The Adventures of Amina al-Sirafi
Amina al-Sirafi Adventures #1
Shannon Chakraborty
Once, they were the greatest. The warrior who turned the tide, the mage who sealed the breach, the detective who caught the uncatchable. Then they walked away. The trope of the Retired Hero Called Back to Action begins in that quiet aftermath — a life deliberately built around not being that person any more. A smallholding, a dusty study, a fishing boat. Peace, earned through cost most people couldn't imagine.
Then something breaks that peace. A threat too personal to ignore, a plea from someone they couldn't refuse, or simply the creeping realisation that no one else can handle what's coming. The hero picks up the sword — sometimes literally — and steps back into a world that has moved on without them.
There's something deeply satisfying about watching competence reawaken. The retired hero doesn't need to learn the basics; they need to remember them, shake off the rust, and reckon with the gap between who they were and who they've become. That tension is the engine of the trope. Readers get the pleasure of seeing a seasoned, genuinely skilled protagonist without sacrificing the emotional stakes that come from genuine vulnerability.
It also asks a question that lingers long after the final page: can someone ever truly leave behind what they were forged to be? The retirement was real. The reasons for it were real. Coming back doesn't erase any of that — and the best versions of this trope make sure we feel every ounce of the conflict.
A few elements tend to recur. The hero's past reputation usually precedes them — old allies, old enemies, and old grudges arrive alongside the new danger. There's almost always a moment of refusal before acceptance, a beat where the character tries very hard to say no. Physical and psychological cost matters too; unlike a younger protagonist discovering their limits, the retired hero knows exactly what returning will take from them.
The reason for retirement is often as important as the return itself. Grief, guilt, disillusionment, or a promise made to someone they loved — these backstories give the character moral texture rather than simple reluctance. And the world they return to is never quite the one they left. Alliances have shifted, methods have changed, and the skills that once made them legendary may now be seen as outdated, brutal, or both.
In epic fantasy, this trope frequently pairs with themes of legacy and sacrifice, particularly when the retired figure must train or lead a new generation while managing their own re-entry into danger. In romantic fantasy, the emotional withdrawal of retirement becomes a metaphor for being closed off to love — the external threat and the internal one mirror each other neatly.

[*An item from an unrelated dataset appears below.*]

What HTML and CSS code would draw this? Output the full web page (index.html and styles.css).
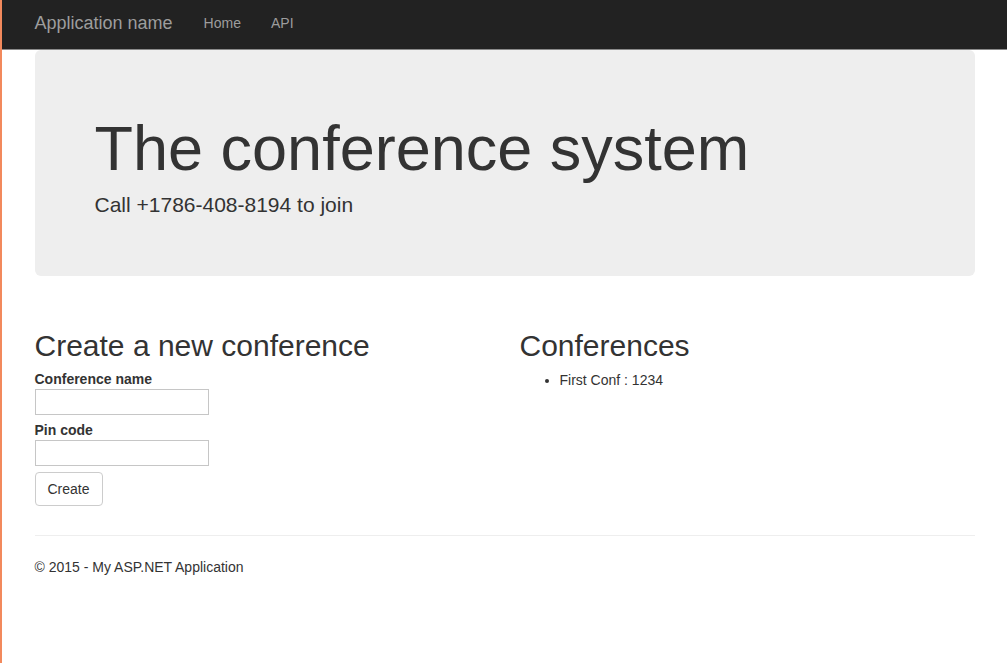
FILE: index.html
```html
<!DOCTYPE html>
<html lang="en">
<head>
    <meta charset="UTF-8">
    <meta name="viewport" content="width=device-width, initial-scale=1.0">
    <title>The conference system</title>
    <link rel="stylesheet" href="styles.css">
</head>
<body>
    <!-- Top navigation -->
    <div class="navbar">
        <div class="container navbar-inner">
            <a class="navbar-brand" href="#">Application name</a>
            <ul class="navbar-nav">
                <li><a href="#">Home</a></li>
                <li><a href="#">API</a></li>
            </ul>
        </div>
    </div>

    <div class="container body-content">
        <div class="jumbotron">
            <h1>The conference system</h1>
            <p>Call +1786-408-8194 to join</p>
        </div>

        <div class="row">
            <div class="col">
                <h2>Create a new conference</h2>
                <form class="conf-form" onsubmit="return false;">
                    <label for="confName">Conference name</label>
                    <input type="text" id="confName" />
                    <label for="pinCode">Pin code</label>
                    <input type="text" id="pinCode" />
                    <button type="submit" class="btn">Create</button>
                </form>
            </div>
            <div class="col">
                <h2>Conferences</h2>
                <ul class="conf-list">
                    <li>First Conf : 1234</li>
                </ul>
            </div>
        </div>

        <hr />
        <footer>
            <p>&copy; 2015 - My ASP.NET Application</p>
        </footer>
    </div>
</body>
</html>
```

FILE: styles.css
```css
body {
    font-family: "Liberation Sans", Arial, Helvetica, sans-serif;
    font-size: 14px;
    line-height: 20px;
    color: #333;
    background-color: #fff;
    margin: 0;
    min-height: 100vh;
    border-left: 2px solid #f2895c;
    box-sizing: border-box;
}
.container {
    width: 970px;
    margin: 0 auto;
    padding: 0 15px;
    box-sizing: border-box;
}
.navbar {
    background-color: #222;
    border-bottom: 1px solid #8a8a8a;
}
.navbar-inner {
    display: flex;
    align-items: flex-start;
    height: 49px;
}
.navbar-brand {
    font-size: 18px;
    line-height: 20px;
    padding: 13px 15px 16px 0;
    color: #9d9d9d;
    text-decoration: none;
}
.navbar-nav {
    display: flex;
    list-style: none;
    margin: 0 0 0 1px;
    padding: 0;
}
.navbar-nav a {
    display: block;
    padding: 13px 15px 16px;
    line-height: 20px;
    color: #9d9d9d;
    text-decoration: none;
}
.navbar-nav a:hover {
    color: #fff;
}
.jumbotron {
    background-color: #eee;
    border-radius: 6px;
    padding: 48px 60px;
    margin-bottom: 30px;
}
.jumbotron h1 {
    font-size: 63px;
    font-weight: normal;
    line-height: 63px;
    margin: 19px 0 10px;
}
.jumbotron p {
    font-size: 21px;
    line-height: 29px;
    margin: 0 0 9px;
}
.row {
    display: grid;
    grid-template-columns: 1fr 1fr;
    column-gap: 30px;
}
h2 {
    font-size: 30px;
    font-weight: normal;
    line-height: 33px;
    margin: 23px 0 8px;
}
.conf-form {
    display: flex;
    flex-direction: column;
    align-items: flex-start;
}
.conf-form label {
    font-weight: bold;
    line-height: 19px;
}
.conf-form input {
    width: 174px;
    height: 26px;
    box-sizing: border-box;
    border: 1px solid #c6c6c6;
    padding: 1px 3px;
    margin: 0 0 6px;
    font-family: inherit;
    font-size: 13px;
}
.btn {
    height: 34px;
    padding: 6px 12px;
    font-family: inherit;
    font-size: 14px;
    line-height: 20px;
    color: #333;
    background-color: #fff;
    border: 1px solid #ccc;
    border-radius: 4px;
    cursor: pointer;
}
.btn:hover {
    background-color: #e6e6e6;
}
.conf-list {
    margin: 0;
    padding-left: 40px;
}
hr {
    border: 0;
    border-top: 1px solid #eee;
    margin: 29px 0 21px;
}
footer p {
    margin: 0;
}
```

Romantasy often uses the trope to ask whether the hero can let someone in as well as let themselves be a hero again.
Darker takes lean into the toll: the hero returns diminished in some way, carrying wounds that never healed properly, and the action is shadowed by the knowledge that this might be what finally finishes them. Lighter takes play with the comedy of rusty skills and a world that's moved on — the legendary warrior who can't get used to how much everything costs now.
Whatever the flavour, the appeal holds. There are very few things more compelling in fiction than watching someone who already paid the price decide, with full knowledge of what it means, to pay it again.